Moving Out and Moving On
During 1991–92, my eighth year in Adams House, I decided it was time to leave. Adams had offered a comfortable refuge from the “real world” and a chance to meet a fascinating array of students. It sustained and supported me when a long-term relationship ended and short-term ones fizzled. But I had to move on. With the advent of the assignment of students to houses by a process of non-ordered choice and rumors that full-fledged randomization would be the next step, I realized that the Adams House I had known and loved was on the verge of irrevocable change. At least as important, I had become aware of the disconcerting fact that each year all the students in the House remained the same age (on average) while I grew progressively older. I also had a general sense that it was time to “cut the umbilical cord,” as I think Master Kiely put it, and head out into the adult world beyond Adams House.

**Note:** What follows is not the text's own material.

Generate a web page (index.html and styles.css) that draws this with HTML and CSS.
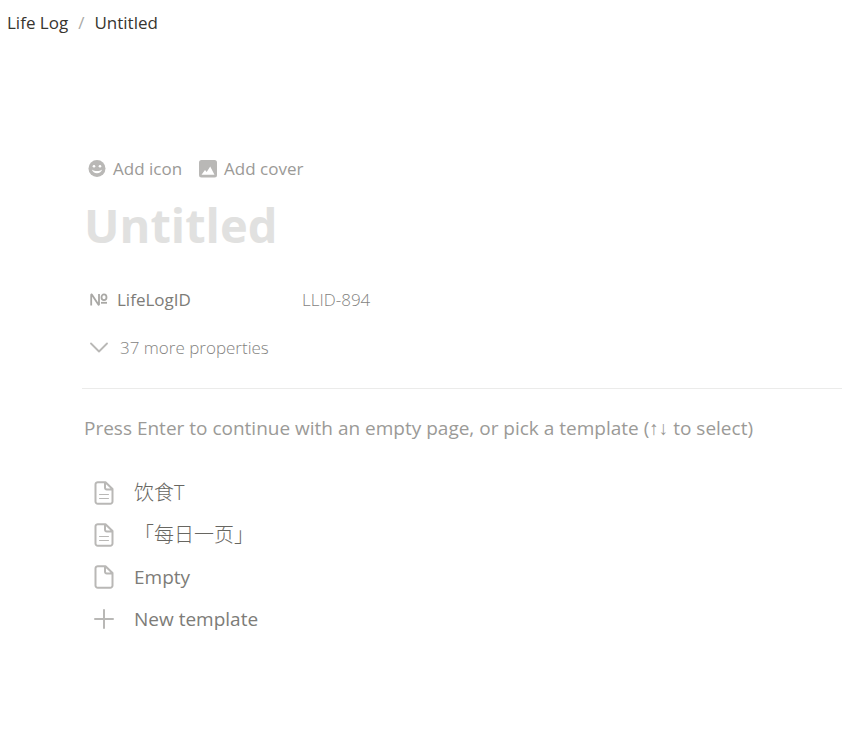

At the 1992 Adams House commencement ceremony, I was moved when Bob Kiely marked my departure from the house by reminiscing about my contributions to Adams: “Sean is an institution within an institution. His rooms have the old world patina of an Oxford Don’s suite and his parties the culinary sumptuousness of a Salzburg cafe. Sean has been a source of continuity, stability, dry humor, and wise counsel to many at Adams House.”

John H. Finley, IV ‘92 helped me find a house on the coast in York Harbor, Maine, that I could rent from one of his relatives. I spent almost a year living there in solitude, enjoying the sound of waves crashing against the rocks outside the house. I moved back to Boston in 1993, and within a few short years I got married, had a daughter, and moved into a Victorian brick townhouse in Brookline, Massachusetts that’s both house and home – but this time, with a small H, and that’s just how it should be.